Rain-from an Unconventional Solitude

Written by Subhashree Pattnaik

It’s late at night and sleep doesn’t seem to be hovering around in my room. But rain sure has replaced sleep. The sound is too tempting to not indulge in solitude and sit in a corner, where I can see the drizzling waters in orange light and hear it quenching the land’s thirst. It’s not romantic to watch rain from a distance. It’s not something intrinsic either that moves whatever could be moved inside me. It’s just a stillness and a monotonous solitude that becomes an action of self-reflection. 

There is almost no one in the road except for the trees standing at the sides. It’s not a lonely sight nor does it haunt me. It is in fact something terribly real. Why? There is such a space inside me perhaps. Can I stand there? No. Do I wish to? Maybe. It’s universal. I am not lonely now, but I once was. Reality keeps fluctuating like that. I wish to make coffee and have it in the rain. But I can’t. Because one way or the other, I do need to sleep. The next day won’t be as still as this night. 

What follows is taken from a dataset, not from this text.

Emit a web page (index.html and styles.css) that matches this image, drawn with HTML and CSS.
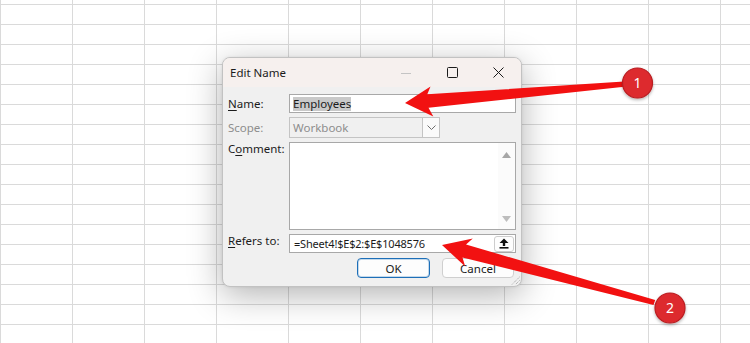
FILE: index.html
```html
<!DOCTYPE html>
<html lang="en">
<head>
    <meta charset="UTF-8">
    <meta name="viewport" content="width=device-width, initial-scale=1.0">
    <title>Edit Name</title>
    <link rel="stylesheet" href="styles.css">
</head>
<body>
    <div class="sheet">
        <div class="dialog">
            <div class="titlebar">
                <span class="title">Edit Name</span>
                <div class="controls">
                    <button class="ctl" disabled>
                        <svg width="10" height="10" viewBox="0 0 10 10"><path d="M0 5.5H10" stroke="#c4c4c4" stroke-width="1"/></svg>
                    </button>
                    <button class="ctl">
                        <svg width="11" height="11" viewBox="0 0 11 11"><rect x="0.5" y="0.5" width="10" height="10" rx="1" fill="none" stroke="#1b1b1b" stroke-width="1"/></svg>
                    </button>
                    <button class="ctl">
                        <svg width="11" height="11" viewBox="0 0 11 11"><path d="M0.5 0.5L10.5 10.5M10.5 0.5L0.5 10.5" stroke="#1b1b1b" stroke-width="1"/></svg>
                    </button>
                </div>
            </div>

            <div class="form">
                <label class="lbl"><u>N</u>ame:</label>
                <div class="field"><span class="picked">Employees</span></div>

                <label class="lbl off">Scope:</label>
                <div class="combo">
                    <span class="combo-text">Workbook</span>
                    <span class="combo-drop">
                        <svg width="9" height="5" viewBox="0 0 9 5"><path d="M0.5 0.5L4.5 4.5L8.5 0.5" fill="none" stroke="#6e6e6e" stroke-width="1"/></svg>
                    </span>
                </div>

                <label class="lbl top">C<u>o</u>mment:</label>
                <div class="memo">
                    <div class="memo-bar">
                        <svg width="9" height="6" viewBox="0 0 9 6"><path d="M4.5 0L9 6H0Z" fill="#a6a6a6"/></svg>
                        <svg width="9" height="6" viewBox="0 0 9 6"><path d="M0 0H9L4.5 6Z" fill="#bdbdbd"/></svg>
                    </div>
                </div>

                <label class="lbl top"><u>R</u>efers to:</label>
                <div class="field ref">
                    <span class="ref-text">=Sheet4!$E$2:$E$1048576</span>
                    <span class="collapse">
                        <svg width="10" height="11" viewBox="0 0 10 11"><path d="M5 0.5L9.5 5H6.2V8H3.8V5H0.5Z" fill="#111"/><rect x="0.5" y="9" width="9" height="1.6" fill="#111"/></svg>
                    </span>
                </div>

                <div class="actions">
                    <button class="btn btn-default">OK</button>
                    <button class="btn">Cancel</button>
                </div>
            </div>

            <span class="grip">
                <svg width="9" height="9" viewBox="0 0 9 9"><path d="M8.5 1L1 8.5M8.5 4.5L4.5 8.5" stroke="#9a9a9a" stroke-width="1" stroke-dasharray="1 1"/></svg>
            </span>
        </div>

        <!-- callout arrows drawn over the screenshot -->
        <svg class="callouts" width="750" height="343" viewBox="0 0 750 343">
            <defs>
                <filter id="soft" x="-50%" y="-50%" width="200%" height="200%">
                    <feDropShadow dx="0" dy="1.5" stdDeviation="1.5" flood-color="#000" flood-opacity="0.3"/>
                </filter>
            </defs>
            <polygon class="arrow" points="624,81.5 427.3,94.3 430.5,86.5 405,103 433.3,116.5 428.5,107.7 624.3,86.8"/>
            <polygon class="arrow" points="655.2,300.1 466,244.5 472.8,238.5 442,245 465.2,266.5 462.5,257.5 653.5,305.1"/>
            <g filter="url(#soft)">
                <circle class="badge" cx="637.5" cy="83" r="15"/>
                <circle class="badge" cx="670" cy="308" r="15"/>
            </g>
            <text class="badge-num" x="637.5" y="88">1</text>
            <text class="badge-num" x="670" y="313">2</text>
        </svg>
    </div>
</body>
</html>
```

FILE: styles.css
```css
* {
    margin: 0;
    padding: 0;
    box-sizing: border-box;
}

body {
    width: 750px;
    height: 343px;
    overflow: hidden;
    font-family: 'Segoe UI', 'Noto Sans', sans-serif;
    font-size: 11.5px;
    color: #1b1b1b;
    background-color: #fff;
    background-image:
        linear-gradient(to right, #dadada 1px, transparent 1px),
        linear-gradient(to bottom, #dadada 1px, transparent 1px);
    background-size: 72px 20px;
    background-position: 0 4px;
}

.sheet {
    position: relative;
    width: 750px;
    height: 343px;
}

.dialog {
    position: absolute;
    left: 222px;
    top: 57px;
    width: 300px;
    height: 230px;
    background: #f0f0f0;
    border: 1px solid #c2c2c2;
    border-radius: 8px;
    box-shadow: 0 8px 34px rgba(0,0,0,0.3), 0 0 3px rgba(0,0,0,0.08);
    overflow: hidden;
}

.titlebar {
    display: flex;
    align-items: center;
    justify-content: space-between;
    height: 29px;
    background: #f6f0ee;
}

.title {
    padding-left: 7px;
    line-height: 16px;
}

.controls {
    display: flex;
}

.ctl {
    width: 46px;
    height: 29px;
    display: flex;
    align-items: center;
    justify-content: center;
    border: none;
    background: none;
}

.form {
    display: grid;
    grid-template-columns: 61px 1fr;
    grid-template-rows: 19px 21px 88px 19px;
    row-gap: 4px;
    padding: 7px 5px 0 5px;
}

.lbl {
    align-self: center;
    line-height: 16px;
}

.lbl.top {
    align-self: start;
    margin-top: -1px;
}

.lbl.off {
    color: #8d8d8d;
}

.lbl u {
    text-underline-offset: 2px;
}

.field {
    display: flex;
    align-items: center;
    justify-content: space-between;
    background: #fff;
    border: 1px solid #a8a8a8;
    padding-left: 3px;
    line-height: 14px;
}

.picked {
    background: #c9c9c9;
}

.combo {
    display: flex;
    width: 151px;
    border: 1px solid #c4c4c4;
    background: #f0f0f0;
    color: #8d8d8d;
}

.combo-text {
    flex: 1;
    display: flex;
    align-items: center;
    padding-left: 3px;
}

.combo-drop {
    width: 17px;
    display: flex;
    align-items: center;
    justify-content: center;
    border-left: 1px solid #c4c4c4;
    background: #fafafa;
}

.memo {
    display: flex;
    justify-content: flex-end;
    background: #fff;
    border: 1px solid #a8a8a8;
}

.memo-bar {
    width: 17px;
    display: flex;
    flex-direction: column;
    justify-content: space-between;
    align-items: center;
    padding: 9px 0 7px;
    background: #fbfbfb;
}

.ref {
    padding-left: 4px;
    padding-right: 1px;
}

.ref-text {
    font-size: 11px;
    letter-spacing: -0.2px;
}

.collapse {
    width: 20px;
    height: 16px;
    display: flex;
    align-items: center;
    justify-content: center;
    background: #fdfdfd;
    border: 1px solid #cdcdcd;
    border-radius: 3px;
}

.actions {
    grid-column: 1 / -1;
    display: flex;
    justify-content: flex-end;
    gap: 12px;
    margin-top: 1px;
    padding-right: 2px;
}

.btn {
    width: 72px;
    height: 20px;
    font-family: inherit;
    font-size: 11.5px;
    color: #1b1b1b;
    background: #fdfdfd;
    border: 1px solid #cfcfcf;
    border-radius: 4px;
}

.btn-default {
    width: 73px;
    border: 1px solid #1d6fb8;
    box-shadow: inset 0 0 0 1px rgba(29,111,184,0.25);
}

.grip {
    position: absolute;
    right: 1px;
    bottom: 1px;
    display: flex;
}

.callouts {
    position: absolute;
    left: 0;
    top: 0;
    pointer-events: none;
}

.arrow {
    fill: #f21111;
}

.badge {
    fill: #dd2a2f;
    stroke: #b91c20;
    stroke-width: 1.2;
}

.badge-num {
    fill: #fff;
    font-family: 'Noto Sans', sans-serif;
    font-size: 14px;
    text-anchor: middle;
}
```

A solitary rain spectator as I am now— I think of things and times passed. The space outside looks like a void in which I feel consumed. Despite being away from the drops,  in shelter I can very well feel what it’s like to be under the blurred streetlights. What I’m going through is not really remembrance nor sweet nostalgia of days passed. But, a recollection of things that tend to leave me incomplete still, the collective accounts of what could have been and what could be. 

I think of the times I could have been kinder. What could it have cost me? What could it have made of me then? And all the times I wasted my kindness like flowers plucked for momentary pleasure. Why? My kindness wasn’t meant to be butchered like that. Butchered. Too intense a word for an abstract like kindness. I have always been this intense for everything around me. My anger, my sadness and the casual fits of annoyance. How? Whatever had made me angry doesn’t seem much of a deal now. My sadness seems to have settled inside me like dust in a closed store. I do get annoyed but perhaps that too will become a future observation or self-reflection. 

It’s not a gesture of guilt, nor regret. So, then why must one always revisit what could have been? Is it a consolation to who you are presently? Or a comparison? Am I different from who I used to be? And does it even matter now— who I used to be? Perhaps it does— to the void inside me. The void inside me that I can see outside from my solitary corner.